DIRECTIVE -
Go through the entries one line at a time, and gather every line that has the word "this".

---

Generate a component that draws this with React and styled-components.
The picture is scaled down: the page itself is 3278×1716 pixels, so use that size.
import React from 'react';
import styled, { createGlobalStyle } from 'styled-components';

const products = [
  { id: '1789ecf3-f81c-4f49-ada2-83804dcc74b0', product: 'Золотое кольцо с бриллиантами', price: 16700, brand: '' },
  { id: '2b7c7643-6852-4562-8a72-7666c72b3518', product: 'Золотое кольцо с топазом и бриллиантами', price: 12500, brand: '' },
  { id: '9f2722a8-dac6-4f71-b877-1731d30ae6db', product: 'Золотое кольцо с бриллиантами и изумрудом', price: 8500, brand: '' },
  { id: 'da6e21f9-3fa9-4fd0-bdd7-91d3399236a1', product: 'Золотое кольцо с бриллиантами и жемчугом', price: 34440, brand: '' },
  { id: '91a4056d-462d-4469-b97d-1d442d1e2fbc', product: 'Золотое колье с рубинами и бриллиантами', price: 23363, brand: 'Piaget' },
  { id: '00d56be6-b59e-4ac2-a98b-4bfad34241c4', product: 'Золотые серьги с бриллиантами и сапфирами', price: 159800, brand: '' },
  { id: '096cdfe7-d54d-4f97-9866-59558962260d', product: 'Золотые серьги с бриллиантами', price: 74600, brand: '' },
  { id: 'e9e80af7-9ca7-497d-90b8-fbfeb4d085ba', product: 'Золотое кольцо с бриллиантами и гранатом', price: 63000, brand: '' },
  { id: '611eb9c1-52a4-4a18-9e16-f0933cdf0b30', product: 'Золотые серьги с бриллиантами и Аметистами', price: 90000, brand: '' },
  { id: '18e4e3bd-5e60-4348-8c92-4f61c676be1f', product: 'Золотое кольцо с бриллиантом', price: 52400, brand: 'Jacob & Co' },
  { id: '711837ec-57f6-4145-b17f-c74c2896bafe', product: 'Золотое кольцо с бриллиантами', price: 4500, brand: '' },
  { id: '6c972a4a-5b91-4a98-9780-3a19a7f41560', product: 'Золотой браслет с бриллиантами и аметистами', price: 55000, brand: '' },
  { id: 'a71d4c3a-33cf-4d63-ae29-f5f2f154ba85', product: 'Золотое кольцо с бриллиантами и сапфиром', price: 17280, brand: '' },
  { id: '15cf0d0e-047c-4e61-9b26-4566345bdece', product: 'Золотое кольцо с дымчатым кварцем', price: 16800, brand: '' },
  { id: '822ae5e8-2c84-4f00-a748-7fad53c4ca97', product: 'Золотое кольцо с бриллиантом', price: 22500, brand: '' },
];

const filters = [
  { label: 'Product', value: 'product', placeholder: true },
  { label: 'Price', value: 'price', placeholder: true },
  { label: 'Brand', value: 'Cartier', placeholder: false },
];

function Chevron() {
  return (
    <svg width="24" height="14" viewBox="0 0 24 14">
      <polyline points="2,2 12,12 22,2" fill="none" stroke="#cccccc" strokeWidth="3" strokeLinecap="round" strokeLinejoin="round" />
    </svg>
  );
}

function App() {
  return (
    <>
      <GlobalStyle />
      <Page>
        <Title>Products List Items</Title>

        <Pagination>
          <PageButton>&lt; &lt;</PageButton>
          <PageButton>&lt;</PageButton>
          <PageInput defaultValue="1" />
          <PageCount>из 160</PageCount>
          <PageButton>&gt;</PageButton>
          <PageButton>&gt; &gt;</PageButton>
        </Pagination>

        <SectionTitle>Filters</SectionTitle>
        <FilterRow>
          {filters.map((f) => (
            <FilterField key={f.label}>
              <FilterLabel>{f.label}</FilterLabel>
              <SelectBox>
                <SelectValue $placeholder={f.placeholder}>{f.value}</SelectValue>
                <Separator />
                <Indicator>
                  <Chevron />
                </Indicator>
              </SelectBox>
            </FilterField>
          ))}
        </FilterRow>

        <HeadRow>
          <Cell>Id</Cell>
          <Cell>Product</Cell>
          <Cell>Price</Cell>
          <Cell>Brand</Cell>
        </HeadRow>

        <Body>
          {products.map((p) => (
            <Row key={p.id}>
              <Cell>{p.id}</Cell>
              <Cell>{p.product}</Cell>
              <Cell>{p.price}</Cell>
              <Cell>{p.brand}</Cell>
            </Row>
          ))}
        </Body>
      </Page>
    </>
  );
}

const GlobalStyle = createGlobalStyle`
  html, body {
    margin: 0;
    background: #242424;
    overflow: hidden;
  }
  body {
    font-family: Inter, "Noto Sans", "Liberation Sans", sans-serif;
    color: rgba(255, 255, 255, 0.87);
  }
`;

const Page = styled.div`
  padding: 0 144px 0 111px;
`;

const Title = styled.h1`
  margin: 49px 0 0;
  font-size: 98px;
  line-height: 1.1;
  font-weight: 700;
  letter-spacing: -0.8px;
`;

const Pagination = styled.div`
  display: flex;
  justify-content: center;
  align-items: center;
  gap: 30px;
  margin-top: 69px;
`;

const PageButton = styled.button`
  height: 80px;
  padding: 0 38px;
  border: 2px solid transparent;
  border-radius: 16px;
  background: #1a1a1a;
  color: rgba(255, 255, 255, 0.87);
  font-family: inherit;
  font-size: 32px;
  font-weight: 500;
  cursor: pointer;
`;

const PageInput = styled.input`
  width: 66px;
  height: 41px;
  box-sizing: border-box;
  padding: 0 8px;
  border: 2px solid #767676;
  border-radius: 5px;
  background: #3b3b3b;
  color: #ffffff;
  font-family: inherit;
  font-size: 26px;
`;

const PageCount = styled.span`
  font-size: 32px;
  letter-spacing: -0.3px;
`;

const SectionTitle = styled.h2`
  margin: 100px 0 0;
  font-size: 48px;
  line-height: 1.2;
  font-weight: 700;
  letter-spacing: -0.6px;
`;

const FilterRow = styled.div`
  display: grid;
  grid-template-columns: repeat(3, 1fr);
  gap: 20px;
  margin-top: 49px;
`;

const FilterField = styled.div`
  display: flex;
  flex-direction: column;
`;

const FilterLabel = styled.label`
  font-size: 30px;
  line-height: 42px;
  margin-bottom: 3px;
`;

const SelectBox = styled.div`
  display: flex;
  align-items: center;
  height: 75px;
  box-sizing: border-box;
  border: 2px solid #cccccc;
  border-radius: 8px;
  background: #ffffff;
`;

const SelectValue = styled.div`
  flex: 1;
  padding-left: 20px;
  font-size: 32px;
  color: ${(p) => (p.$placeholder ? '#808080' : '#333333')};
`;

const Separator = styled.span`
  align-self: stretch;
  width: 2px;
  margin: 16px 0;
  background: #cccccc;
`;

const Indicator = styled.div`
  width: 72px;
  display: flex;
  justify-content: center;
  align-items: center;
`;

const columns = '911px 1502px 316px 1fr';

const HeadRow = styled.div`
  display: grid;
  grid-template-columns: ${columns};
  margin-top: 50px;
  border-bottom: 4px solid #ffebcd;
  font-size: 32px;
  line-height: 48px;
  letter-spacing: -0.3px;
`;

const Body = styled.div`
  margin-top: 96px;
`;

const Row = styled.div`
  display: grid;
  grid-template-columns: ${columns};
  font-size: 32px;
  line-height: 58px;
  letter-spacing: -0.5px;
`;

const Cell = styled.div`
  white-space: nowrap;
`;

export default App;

---

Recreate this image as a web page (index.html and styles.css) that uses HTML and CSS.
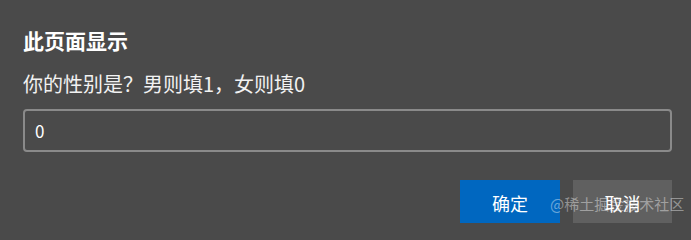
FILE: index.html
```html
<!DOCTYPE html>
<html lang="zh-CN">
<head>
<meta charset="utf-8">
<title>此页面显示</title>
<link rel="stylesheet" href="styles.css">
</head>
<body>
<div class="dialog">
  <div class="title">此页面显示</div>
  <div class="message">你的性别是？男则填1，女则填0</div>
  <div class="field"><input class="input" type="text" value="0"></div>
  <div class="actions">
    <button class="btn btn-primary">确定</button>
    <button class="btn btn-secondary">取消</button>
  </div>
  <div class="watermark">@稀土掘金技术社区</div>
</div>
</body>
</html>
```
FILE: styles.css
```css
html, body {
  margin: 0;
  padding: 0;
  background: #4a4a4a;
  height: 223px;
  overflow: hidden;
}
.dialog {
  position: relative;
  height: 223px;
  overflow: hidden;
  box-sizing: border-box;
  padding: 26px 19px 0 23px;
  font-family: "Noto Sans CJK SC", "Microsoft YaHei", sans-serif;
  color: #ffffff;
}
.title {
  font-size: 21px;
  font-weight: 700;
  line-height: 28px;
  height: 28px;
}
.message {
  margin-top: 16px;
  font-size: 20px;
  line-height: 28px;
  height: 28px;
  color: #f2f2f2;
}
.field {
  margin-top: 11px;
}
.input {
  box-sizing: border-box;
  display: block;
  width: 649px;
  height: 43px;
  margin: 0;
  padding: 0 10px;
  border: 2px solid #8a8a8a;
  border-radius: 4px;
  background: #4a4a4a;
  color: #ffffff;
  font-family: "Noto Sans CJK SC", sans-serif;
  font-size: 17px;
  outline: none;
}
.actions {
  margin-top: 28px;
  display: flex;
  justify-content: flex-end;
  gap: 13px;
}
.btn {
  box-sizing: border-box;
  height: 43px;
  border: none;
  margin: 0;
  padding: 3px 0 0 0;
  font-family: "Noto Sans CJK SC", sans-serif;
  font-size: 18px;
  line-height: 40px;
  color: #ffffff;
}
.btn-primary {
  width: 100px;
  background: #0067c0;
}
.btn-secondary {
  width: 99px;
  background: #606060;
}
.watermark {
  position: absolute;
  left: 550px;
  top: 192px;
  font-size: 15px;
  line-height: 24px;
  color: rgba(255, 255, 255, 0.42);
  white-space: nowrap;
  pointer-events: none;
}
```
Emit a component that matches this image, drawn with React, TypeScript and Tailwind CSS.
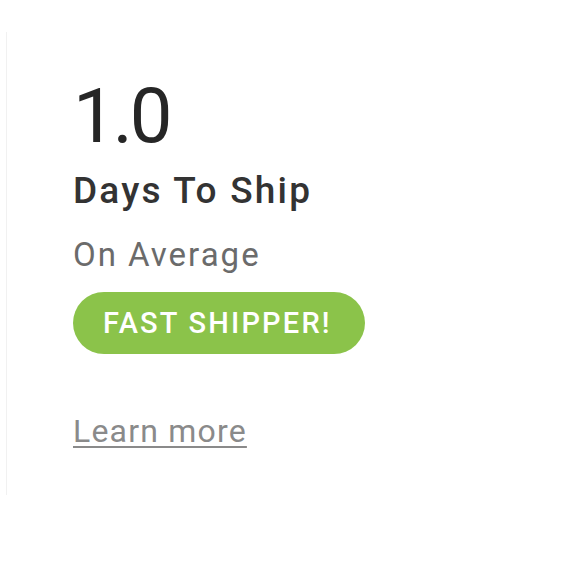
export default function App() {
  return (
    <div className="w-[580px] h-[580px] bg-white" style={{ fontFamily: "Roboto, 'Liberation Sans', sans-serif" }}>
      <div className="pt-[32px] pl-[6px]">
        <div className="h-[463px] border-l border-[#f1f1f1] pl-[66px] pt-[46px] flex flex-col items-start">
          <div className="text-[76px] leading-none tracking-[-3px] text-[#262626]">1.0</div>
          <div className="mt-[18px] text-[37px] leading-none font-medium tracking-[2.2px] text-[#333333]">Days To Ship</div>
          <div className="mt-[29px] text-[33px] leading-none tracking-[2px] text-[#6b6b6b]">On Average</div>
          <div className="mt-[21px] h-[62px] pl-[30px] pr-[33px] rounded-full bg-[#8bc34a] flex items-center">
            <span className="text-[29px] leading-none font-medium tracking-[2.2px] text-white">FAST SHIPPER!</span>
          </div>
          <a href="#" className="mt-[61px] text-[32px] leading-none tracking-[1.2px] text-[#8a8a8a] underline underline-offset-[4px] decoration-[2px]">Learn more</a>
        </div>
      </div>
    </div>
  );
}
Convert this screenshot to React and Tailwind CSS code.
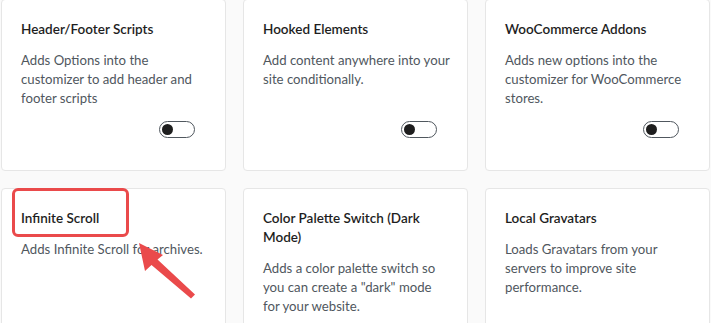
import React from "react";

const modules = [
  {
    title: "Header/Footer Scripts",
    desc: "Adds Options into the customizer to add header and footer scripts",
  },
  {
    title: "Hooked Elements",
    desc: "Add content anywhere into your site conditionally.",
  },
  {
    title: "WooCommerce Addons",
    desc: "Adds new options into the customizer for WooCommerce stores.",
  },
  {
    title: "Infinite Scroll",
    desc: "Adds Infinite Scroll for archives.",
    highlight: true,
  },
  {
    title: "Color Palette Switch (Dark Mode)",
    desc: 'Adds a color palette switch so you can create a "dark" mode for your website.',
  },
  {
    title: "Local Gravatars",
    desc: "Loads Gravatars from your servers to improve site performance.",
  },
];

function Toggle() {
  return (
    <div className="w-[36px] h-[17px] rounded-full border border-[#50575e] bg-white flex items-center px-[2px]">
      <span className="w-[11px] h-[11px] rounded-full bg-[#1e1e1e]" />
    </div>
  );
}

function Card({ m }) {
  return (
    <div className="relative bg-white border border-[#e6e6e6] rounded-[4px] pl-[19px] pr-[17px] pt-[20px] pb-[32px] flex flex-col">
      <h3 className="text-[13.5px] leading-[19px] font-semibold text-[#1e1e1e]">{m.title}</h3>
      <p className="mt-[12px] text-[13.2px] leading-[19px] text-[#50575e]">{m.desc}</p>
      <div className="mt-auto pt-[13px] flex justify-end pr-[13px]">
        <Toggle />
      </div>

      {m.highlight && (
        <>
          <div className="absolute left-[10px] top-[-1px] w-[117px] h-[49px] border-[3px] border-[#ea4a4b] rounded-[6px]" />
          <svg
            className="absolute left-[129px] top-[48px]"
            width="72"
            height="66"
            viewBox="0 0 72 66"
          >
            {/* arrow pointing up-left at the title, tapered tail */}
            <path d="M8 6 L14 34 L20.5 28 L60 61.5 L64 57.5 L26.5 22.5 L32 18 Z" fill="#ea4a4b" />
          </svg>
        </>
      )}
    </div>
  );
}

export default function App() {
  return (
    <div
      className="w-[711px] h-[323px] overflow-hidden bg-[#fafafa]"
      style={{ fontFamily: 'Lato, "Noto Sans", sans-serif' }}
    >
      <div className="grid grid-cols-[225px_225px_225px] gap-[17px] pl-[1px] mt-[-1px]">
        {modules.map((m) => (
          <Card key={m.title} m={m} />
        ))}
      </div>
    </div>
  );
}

---

TASK RESULT -
Generate a component that draws this with React and styled-components.
Recreate this image as a web page (index.html and styles.css) that uses HTML and CSS.
Emit a component that matches this image, drawn with React, TypeScript and Tailwind CSS.
Convert this screenshot to React and Tailwind CSS code.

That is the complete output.